The sergeant smiled at this, and so did his men. I was sure that they would devour the ham before they had gone five more miles. Then, at need, they could tell their quartermaster truthfully that they had been our guests instead of confiscators of supplies they did not share.

We all breathed easier to see the soldiers ride off as they had come. When I thought it safe, I called for Maram and Daj to bring the horses back into the clearing. I explained what had happened, then said, 'It seems that the army will encamp in Orun tonight, and so it's not safe for us to go on.'

'It's clearly not safe for us to remain here, either,' Maram said. He sighed, then added, 'And I was hoping to have that ham for dinner.'

We all had greater concerns than missing victuals. We worried that Bemossed or Kane might have encountered other soldiers fanning out along the river. Perhaps Bemossed lay dead or dying in some stinking rice bog with a spear wound though his belly; perhaps Kane had been cut off from returning or had been captured.

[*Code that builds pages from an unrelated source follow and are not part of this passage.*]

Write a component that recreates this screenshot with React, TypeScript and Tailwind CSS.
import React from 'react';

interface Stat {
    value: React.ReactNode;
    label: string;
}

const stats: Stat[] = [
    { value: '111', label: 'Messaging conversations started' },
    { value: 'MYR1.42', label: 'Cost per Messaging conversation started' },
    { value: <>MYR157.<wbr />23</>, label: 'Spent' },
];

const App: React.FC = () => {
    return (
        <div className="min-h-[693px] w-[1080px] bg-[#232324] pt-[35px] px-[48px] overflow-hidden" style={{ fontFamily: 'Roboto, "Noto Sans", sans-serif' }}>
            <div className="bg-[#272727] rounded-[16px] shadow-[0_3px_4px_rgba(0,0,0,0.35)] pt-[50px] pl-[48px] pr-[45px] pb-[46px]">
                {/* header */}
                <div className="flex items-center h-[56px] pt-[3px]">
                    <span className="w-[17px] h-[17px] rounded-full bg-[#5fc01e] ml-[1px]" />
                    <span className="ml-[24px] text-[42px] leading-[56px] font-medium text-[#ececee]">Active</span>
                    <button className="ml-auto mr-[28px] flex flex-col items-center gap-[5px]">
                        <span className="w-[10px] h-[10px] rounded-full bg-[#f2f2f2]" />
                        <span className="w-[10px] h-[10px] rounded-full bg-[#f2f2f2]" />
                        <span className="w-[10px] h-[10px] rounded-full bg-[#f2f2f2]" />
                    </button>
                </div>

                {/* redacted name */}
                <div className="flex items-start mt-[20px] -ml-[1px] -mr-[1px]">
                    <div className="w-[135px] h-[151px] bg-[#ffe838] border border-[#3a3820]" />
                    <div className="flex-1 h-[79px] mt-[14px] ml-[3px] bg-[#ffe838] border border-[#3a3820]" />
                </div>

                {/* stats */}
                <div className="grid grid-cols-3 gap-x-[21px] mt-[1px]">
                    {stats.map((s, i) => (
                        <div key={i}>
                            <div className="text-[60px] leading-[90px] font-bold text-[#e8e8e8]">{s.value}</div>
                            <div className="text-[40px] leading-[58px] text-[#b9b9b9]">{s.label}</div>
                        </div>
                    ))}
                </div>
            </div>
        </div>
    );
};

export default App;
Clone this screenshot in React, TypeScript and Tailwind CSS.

The passing hours heaped worry upon worry like a growing stack of lead weights upon our chests. When evening came and still Kane remained absent, the long night wreaked upon us an excrutiating dread that slowly tightened like the turning of a torturer's screw around our skulls. None of us slept very well. We awoke at dawn to whining mosquitoes, aching heads and a wall of mist that clung to the greenery of the woods. I knew that we could not bear to remain another day in this place, waiting and doing nothing.